This is a trivial matter, but can anyone find how many siblings Ira T. Wyche had? Here, It says two, but in an article titled "'Papa' Wyche, Lee Prober, Called Doughboy's General". Centralia Sentential, it says he was one of eight brothers. Is there a definitive account? Eddie891 Talk Work 22:19, 12 August 2018 (UTC)

The Life of Ocracoke Native, Major General Ira Thomas Wyche (1887-1981) says: "Lorena and Lawrence Wyche’s first child, Elsie, was born in 1886 on Ocracoke Island. Her brother, Ira Thomas, followed in 1887; and another sister, Martha (Mott), was born in 1893... In 1897 Lorena Howard Wyche died suddenly, at the age of 31". Owing to his mother's early demise (if that is correct), another seven boys would be physically impossible, especially as his father died in 1900, thus ruling out any half-brothers. Alansplodge (talk) 09:35, 16 August 2018 (UTC)
BTW, the 1947 article claiming he had 7 brothers is here. Alansplodge (talk) 09:40, 16 August 2018 (UTC)
He was probably confused with his mother, who had "eight small brothers and sisters".[1] Clarityfiend (talk) 03:42, 19 August 2018 (UTC)
For what it's worth the Findagrave record for Lorena says she had three children including Ira.[2]Baseball Bugs What's up, Doc? carrots→ 05:42, 19 August 2018 (UTC)

August 13

Anglican Church and Sola Fide

What's the Anglican Church's official position on the doctrine of Sola Fide. Is it officially accepted by the Anglican Church?

Try Sola fide#Anglican. ←Baseball Bugs What's up, Doc? carrots→ 11:17, 13 August 2018 (UTC)
Note that there is an Anglican Communion of national churches, but not an Anglican Church which defines doctrine for everyone. Within each national church, there is a broad spectrum of traditions ranging from Evangelical at one end to Anglo-Catholic at the other, and within those strands, there are traditionalists and progressives. The Thirty-nine Articles which prescribe the Sola Fide doctrine are adhered to by some, but ignored others. Quoting from our article: "Each of the 44 member churches in the Anglican Communion is, however, free to adopt and authorise its own official documents, and the [Thirty-nine] Articles are not officially normative in all Anglican Churches (neither is the Athanasian Creed).

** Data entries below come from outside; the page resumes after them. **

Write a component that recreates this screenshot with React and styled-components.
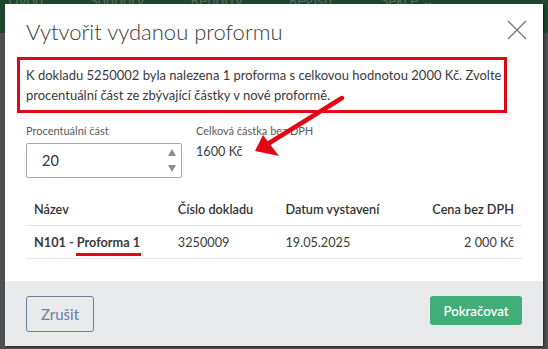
import styled, { createGlobalStyle } from "styled-components";

const GlobalStyle = createGlobalStyle`
  body {
    margin: 0;
    background: #4f4f4f;
    font-family: Lato, "Open Sans", sans-serif;
  }
`;

const Page = styled.div`
  position: relative;
  width: 548px;
  height: 349px;
  overflow: hidden;
  background: #4f4f4f;
`;
const NavBar = styled.div`
  display: flex;
  gap: 46px;
  height: 33px;
  padding-left: 8px;
  background: #1e4630;
  color: #4f6d5c;
  font-size: 15px;
  line-height: 12px;
  & span {
    margin-top: -6px;
  }
`;
const Modal = styled.div`
  position: absolute;
  left: 5px;
  top: 4px;
  width: 538px;
  height: 342px;
  display: flex;
  flex-direction: column;
  background: #fff;
  box-shadow: 1px 1px 2px rgba(0, 0, 0, 0.6);
`;
const Header = styled.div`
  display: flex;
  justify-content: space-between;
  align-items: flex-start;
  padding: 14px 15px 0 21px;
`;
const Title = styled.h2`
  margin: 0;
  font-size: 22px;
  font-weight: 300;
  color: #3b3b3b;
  line-height: 28px;
`;
const Close = styled.button`
  border: 0;
  background: none;
  padding: 0;
  margin-top: 1px;
  width: 22px;
  height: 22px;
  cursor: pointer;
`;
const Body = styled.div`
  flex: 1;
  padding: 11px 21px 0 12px;
  color: #333;
`;
const Notice = styled.div`
  border: 3px solid #e30613;
  padding: 5px 0 5px 6px;
  margin-right: 15px;
  font-size: 13px;
  line-height: 20px;
  color: #3a3a3a;
`;
const FieldRow = styled.div`
  display: flex;
  gap: 14px;
  margin: 11px 0 0 9px;
`;
const Field = styled.div`
  display: flex;
  flex-direction: column;
`;
const Label = styled.label`
  font-size: 11px;
  color: #5a5a5a;
  line-height: 14px;
`;
const InputBox = styled.div`
  display: flex;
  width: 154px;
  height: 33px;
  margin-top: 5px;
  border: 1px solid #a9a9a9;
  border-radius: 2px;
`;
const Input = styled.input`
  flex: 1;
  min-width: 0;
  border: 0;
  outline: none;
  padding: 0 0 0 15px;
  font-family: inherit;
  font-size: 14.5px;
  color: #333;
  background: transparent;
`;
const Spinner = styled.div`
  display: flex;
  flex-direction: column;
  justify-content: space-between;
  align-items: center;
  width: 12px;
  margin: 5px 3px 5px 0;
`;
const Arrow = styled.span`
  width: 0;
  height: 0;
  border-left: 4.5px solid transparent;
  border-right: 4.5px solid transparent;
  ${({ $up }) =>
    $up ? "border-bottom: 7px solid #8d8d8d;" : "border-top: 7px solid #8d8d8d;"}
`;
const Value = styled.div`
  margin-top: 5px;
  font-size: 12.7px;
  line-height: 17px;
  color: #3d3d3d;
`;
const Table = styled.table`
  width: calc(100% - 9px);
  margin: 15px 0 0 9px;
  border-collapse: collapse;
  font-size: 12.7px;
`;
const Th = styled.th`
  padding: 0 8px;
  height: 32px;
  text-align: ${({ $right }) => ($right ? "right" : "left")};
  font-weight: 600;
  color: #333;
  border-bottom: 1px solid #e3e3e3;
`;
const Td = styled.td`
  padding: 0 8px;
  height: 32px;
  text-align: ${({ $right }) => ($right ? "right" : "left")};
  font-weight: ${({ $bold }) => ($bold ? 700 : 400)};
  color: #3a3a3a;
  border-bottom: 1px solid #e3e3e3;
`;
const Marked = styled.span`
  position: relative;
  &::after {
    content: "";
    position: absolute;
    left: -1px;
    right: -1px;
    bottom: -6px;
    height: 3px;
    background: #e30613;
  }
`;
const Footer = styled.div`
  display: flex;
  justify-content: space-between;
  align-items: flex-start;
  height: 65px;
  padding: 15px 21px 0 21px;
  box-sizing: border-box;
  background: #e9eaec;
`;
const CancelButton = styled.button`
  width: 68px;
  height: 36px;
  border: 1px solid #6c7d9b;
  border-radius: 3px;
  background: transparent;
  font-family: inherit;
  font-size: 15px;
  color: #6c7d9b;
`;
const PrimaryButton = styled.button`
  width: 92px;
  height: 29px;
  border: 0;
  border-radius: 3px;
  background: #41ad79;
  font-family: inherit;
  font-size: 13.2px;
  font-weight: 600;
  color: #fff;
`;
const Annotation = styled.svg`
  position: absolute;
  left: 0;
  top: 0;
  pointer-events: none;
`;

export default function App() {
  return (
    <Page>
      <GlobalStyle />
      <NavBar>
        <span>Úvod</span>
        <span>Soubory</span>
        <span>Reporty</span>
        <span>Registr</span>
        <span>Sekce ⌄</span>
      </NavBar>
      <Modal>
        <Header>
          <Title>Vytvořit vydanou proformu</Title>
          <Close aria-label="Zavřít">
            <svg width="22" height="22" viewBox="0 0 22 22">
              <path d="M2 2 L20 20 M20 2 L2 20" stroke="#7a7a7a" strokeWidth="1.3" fill="none" />
            </svg>
          </Close>
        </Header>
        <Body>
          <Notice>
            K dokladu 5250002 byla nalezena 1 proforma s celkovou hodnotou 2000 Kč. Zvolte
            procentuální část ze zbývající částky v nové proformě.
          </Notice>
          <FieldRow>
            <Field>
              <Label>Procentuální část</Label>
              <InputBox>
                <Input value="20" readOnly />
                <Spinner>
                  <Arrow $up />
                  <Arrow />
                </Spinner>
              </InputBox>
            </Field>
            <Field>
              <Label>Celková částka bez DPH</Label>
              <Value>1600 Kč</Value>
            </Field>
          </FieldRow>
          <Table>
            <thead>
              <tr>
                <Th>Název</Th>
                <Th>Číslo dokladu</Th>
                <Th>Datum vystavení</Th>
                <Th $right>Cena bez DPH</Th>
              </tr>
            </thead>
            <tbody>
              <tr>
                <Td $bold>
                  N101 - <Marked>Proforma 1</Marked>
                </Td>
                <Td>3250009</Td>
                <Td>19.05.2025</Td>
                <Td $right>2 000 Kč</Td>
              </tr>
            </tbody>
          </Table>
        </Body>
        <Footer>
          <CancelButton>Zrušit</CancelButton>
          <PrimaryButton>Pokračovat</PrimaryButton>
        </Footer>
      </Modal>
      <Annotation width="548" height="349">
        <line x1="342" y1="98" x2="266" y2="145" stroke="#e30613" strokeWidth="4.5" strokeLinecap="round" />
        <polygon points="255,151 263,135 279,156" fill="#e30613" />
      </Annotation>
    </Page>
  );
}
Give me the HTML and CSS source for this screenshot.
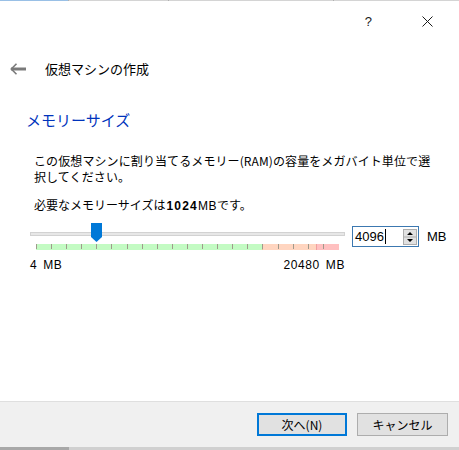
FILE: index.html
```html
<!DOCTYPE html>
<html lang="ja">
<head>
<meta charset="utf-8">
<title>仮想マシンの作成</title>
<link rel="stylesheet" href="styles.css">
</head>
<body>
<div class="frame-top"><span class="seg seg-active"></span><span class="seg seg-a"></span><span class="seg seg-b"></span><span class="seg seg-c"></span></div>
<div class="titlebar">
  <span class="help">?</span>
  <svg class="close" width="11" height="11" viewBox="0 0 11 11"><path d="M0.5 0.5 L10.5 10.5 M10.5 0.5 L0.5 10.5" stroke="#1a1a1a" stroke-width="1" fill="none"/></svg>
</div>
<div class="header">
  <svg class="back" width="17" height="12" viewBox="0 0 17 12"><path d="M1 6 H16" stroke="#7a7a7a" stroke-width="3"/><path d="M6.5 0.8 L1.3 6 L6.5 11.2" stroke="#7a7a7a" stroke-width="1.6" fill="none"/></svg>
  <span class="wizard-title">仮想マシンの作成</span>
</div>
<main class="content">
  <h1 class="heading">メモリーサイズ</h1>
  <p class="desc">この仮想マシンに割り当てるメモリー(RAM)の容量をメガバイト単位で選択してください。</p>
  <p class="recommend">必要なメモリーサイズは<b>1024</b><span class="mb">MB</span>です。</p>
  <div class="slider-row">
    <div class="slider">
      <div class="track-wrap">
        <div class="groove"></div>
        <div class="thumb"><svg width="11" height="19" viewBox="0 0 11 19"><path d="M0 0 H11 V14 L5.5 19 L0 14 Z" fill="#0078d7"/></svg></div>
      </div>
      <div class="scale">
        <span class="zone zone-ok"></span><span class="zone zone-warn"></span><span class="zone zone-bad"></span>
        <div class="ticks"><i></i><i></i><i></i><i></i><i></i><i></i><i></i><i></i><i></i><i></i><i></i><i></i><i></i><i></i><i></i><i></i><i></i><i></i><i></i><i></i></div>
      </div>
      <div class="limits"><span>4 MB</span><span>20480 MB</span></div>
    </div>
    <div class="spinbox">
      <span class="value">4096</span><span class="caret"></span>
      <span class="spin-btns">
        <svg width="14" height="16" viewBox="0 0 14 16"><rect x="0.5" y="0.5" width="13" height="15" fill="#e1e1e1" stroke="#adadad"/><path d="M4 6 L7 3 L10 6 Z M4 10 L7 13 L10 10 Z" fill="#000"/><path d="M1 8 H13" stroke="#adadad"/></svg>
      </span>
    </div>
    <span class="unit">MB</span>
  </div>
</main>
<footer class="footer">
  <button class="btn btn-default">次へ(N)</button>
  <button class="btn">キャンセル</button>
</footer>
<div class="frame-bottom"><span class="fb-dark"></span><span class="fb-light"></span></div>
</body>
</html>
```

FILE: styles.css
```css
* { box-sizing: border-box; }
html, body { margin: 0; padding: 0; }
body {
  width: 459px;
  height: 450px;
  background: #ffffff;
  font-family: "Noto Sans CJK JP", "Liberation Sans", sans-serif;
  font-size: 12px;
  color: #000;
  display: flex;
  flex-direction: column;
  overflow: hidden;
}
.frame-top { display: flex; height: 1px; flex: none; }
.seg { display: block; height: 1px; }
.seg-active { width: 68px; background: #99c0e6; }
.seg-a { width: 100px; background: #d4d4d4; border-left: 1px solid #b0b0b0; }
.seg-b { width: 165px; background: #d4d4d4; border-left: 1px solid #b0b0b0; }
.seg-c { flex: 1; background: #d4d4d4; border-left: 1px solid #b0b0b0; }

.titlebar {
  height: 41px;
  flex: none;
  display: flex;
  align-items: center;
  justify-content: flex-end;
  padding-right: 26px;
}
.help {
  font-family: "Liberation Sans", sans-serif;
  font-size: 13px;
  line-height: 14px;
  margin-right: 50px;
  color: #1a1a1a;
}
.close { display: block; }

.header {
  height: 54px;
  flex: none;
  display: flex;
  align-items: center;
  padding-left: 10px;
}
.back { display: block; margin-right: 18px; }
.wizard-title { font-size: 13px; line-height: 18px; }

.content { padding: 0 0 0 25px; }
.heading {
  margin: 13px 0 0 1px;
  font-size: 15px;
  line-height: 22px;
  font-weight: normal;
  color: #0033bc;
}
.desc {
  margin: 22px 0 0 9px;
  width: 402px;
  line-height: 16px;
  letter-spacing: 0.1px;
}
.recommend {
  margin: 12px 0 0 9px;
  line-height: 16px;
}
.recommend b {
  font-family: "Liberation Sans", sans-serif;
  font-weight: bold;
  letter-spacing: 1.2px;
  margin-left: 1px;
}
.recommend .mb { font-family: "Liberation Sans", sans-serif; letter-spacing: 0.5px; }

.slider-row {
  margin-top: 9px;
  margin-left: 5px;
  display: flex;
  align-items: flex-start;
}
.slider { width: 315px; }
.track-wrap { position: relative; height: 19px; }
.groove {
  position: relative;
  top: 9px;
  height: 4px;
  background: #e7e7e7;
  border: 1px solid #d2d2d2;
}
.thumb { position: absolute; left: 61px; top: 0; line-height: 0; }
.scale {
  position: relative;
  display: flex;
  margin: 2px 0 0 6px;
  width: 303px;
  height: 6px;
}
.zone { display: block; height: 6px; }
.zone-ok { width: 226px; background: #c3fbc3; }
.zone-warn { width: 54px; background: #ffd5c0; border-left: 1px solid #e8b898; }
.zone-bad { width: 23px; background: #ffc0c0; border-left: 1px solid #f0a0a0; }
.ticks {
  position: absolute;
  left: 0;
  top: 0;
  width: 288px;
  height: 5px;
  display: flex;
  justify-content: space-between;
}
.ticks i { display: block; width: 1px; height: 5px; background: #a09a8c; }
.limits {
  display: flex;
  justify-content: space-between;
  margin-top: 8px;
  font-family: "Liberation Sans", sans-serif;
  font-size: 12px;
  line-height: 14px;
  letter-spacing: 0.6px;
  word-spacing: 2px;
}

.spinbox {
  margin: 3px 0 0 7px;
  width: 67px;
  height: 21px;
  border: 1px solid #3c78b0;
  display: flex;
  align-items: center;
  padding-left: 2px;
  font-family: "Liberation Sans", sans-serif;
  font-size: 13px;
}
.caret { display: block; width: 1px; height: 15px; background: #000; margin-left: 1px; }
.spin-btns { margin-left: auto; margin-right: 1px; line-height: 0; }
.spin-btns svg { display: block; }
.unit {
  margin: 6px 0 0 8px;
  font-family: "Liberation Sans", sans-serif;
  font-size: 13px;
  line-height: 16px;
}

.footer {
  margin-top: auto;
  height: 46px;
  flex: none;
  background: #f0f0f0;
  border-top: 1px solid #dfdfdf;
  display: flex;
  justify-content: flex-end;
  align-items: flex-start;
  gap: 10px;
  padding: 11px 11px 0 0;
}
.btn {
  width: 90px;
  height: 23px;
  background: #e1e1e1;
  border: 1px solid #adadad;
  font-family: "Noto Sans CJK JP", sans-serif;
  font-size: 12px;
  color: #000;
  padding: 0;
  margin: 0;
}
.btn + .btn { width: 91px; }
.btn-default { border: 2px solid #0078d7; }
.frame-bottom { display: flex; height: 3px; flex: none; }
.fb-dark { width: 69px; background: #a8a8a8; }
.fb-light { flex: 1; background: #d0d0d0; }
```
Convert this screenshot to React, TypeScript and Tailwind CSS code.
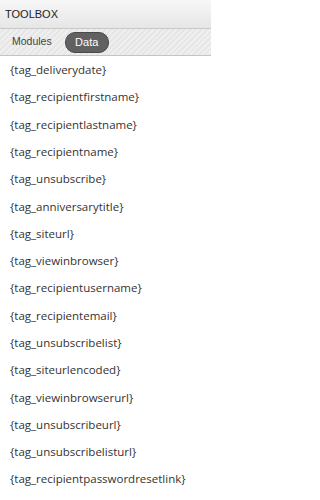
import React from "react";

const tags = [
  "{tag_deliverydate}",
  "{tag_recipientfirstname}",
  "{tag_recipientlastname}",
  "{tag_recipientname}",
  "{tag_unsubscribe}",
  "{tag_anniversarytitle}",
  "{tag_siteurl}",
  "{tag_viewinbrowser}",
  "{tag_recipientusername}",
  "{tag_recipientemail}",
  "{tag_unsubscribelist}",
  "{tag_siteurlencoded}",
  "{tag_viewinbrowserurl}",
  "{tag_unsubscribeurl}",
  "{tag_unsubscribelisturl}",
  "{tag_recipientpasswordresetlink}",
];

export default function App() {
  return (
    <div className="w-[211px] h-[500px] bg-white overflow-hidden font-['Open_Sans',sans-serif]">
      <div className="h-[29px] flex items-center pl-[5px] bg-gradient-to-b from-[#f7f7f7] to-[#e6e6e6] border-b border-[#c8c8c8] text-[11px] text-[#222] font-['Liberation_Sans',sans-serif]">
        TOOLBOX
      </div>
      <div className="h-[27px] flex items-center bg-[#ececec] bg-[repeating-linear-gradient(135deg,#efefef_0px,#efefef_2px,#e6e6e6_2px,#e6e6e6_4px)] border-b border-[#c4c4c4] font-['Liberation_Sans',sans-serif] text-[10.5px]">
        <span className="ml-[12px] text-[#444]">Modules</span>
        <span className="ml-[13px] h-[21px] w-[44px] flex items-center justify-center rounded-[10px] bg-[#616161] border border-[#4a4a4a] text-white text-[11px]">
          Data
        </span>
      </div>
      <div className="flex flex-col">
        {tags.map((t) => (
          <div key={t} className="h-[27.3px] flex items-center pl-[10px] text-[11.5px] text-[#333]">
            {t}
          </div>
        ))}
      </div>
    </div>
  );
}
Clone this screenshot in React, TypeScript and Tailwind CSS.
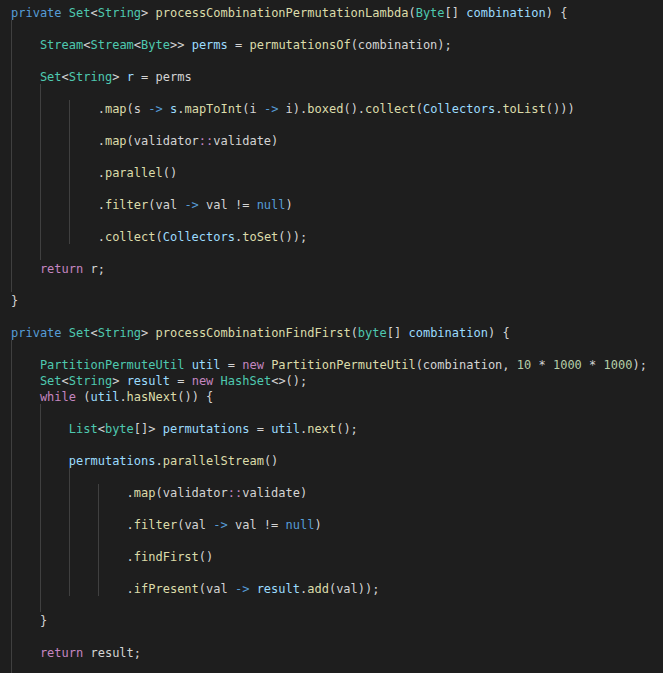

The only doctrinal documents agreed upon in the Anglican Communion are the Apostles' Creed, the Nicene Creed of AD 381, and the Chicago-Lambeth Quadrilateral". Alansplodge (talk) 13:20, 15 August 2018 (UTC)

August 14

Clan Swinton

Were the members of the Clan Swinton Catholic or Protestant after Reformation, basically if they were known to be recusanct (I see they are not listed in the list of families of that article but don't know how accurate that is)? KAVEBEAR (talk) 03:54, 14 August 2018 (UTC)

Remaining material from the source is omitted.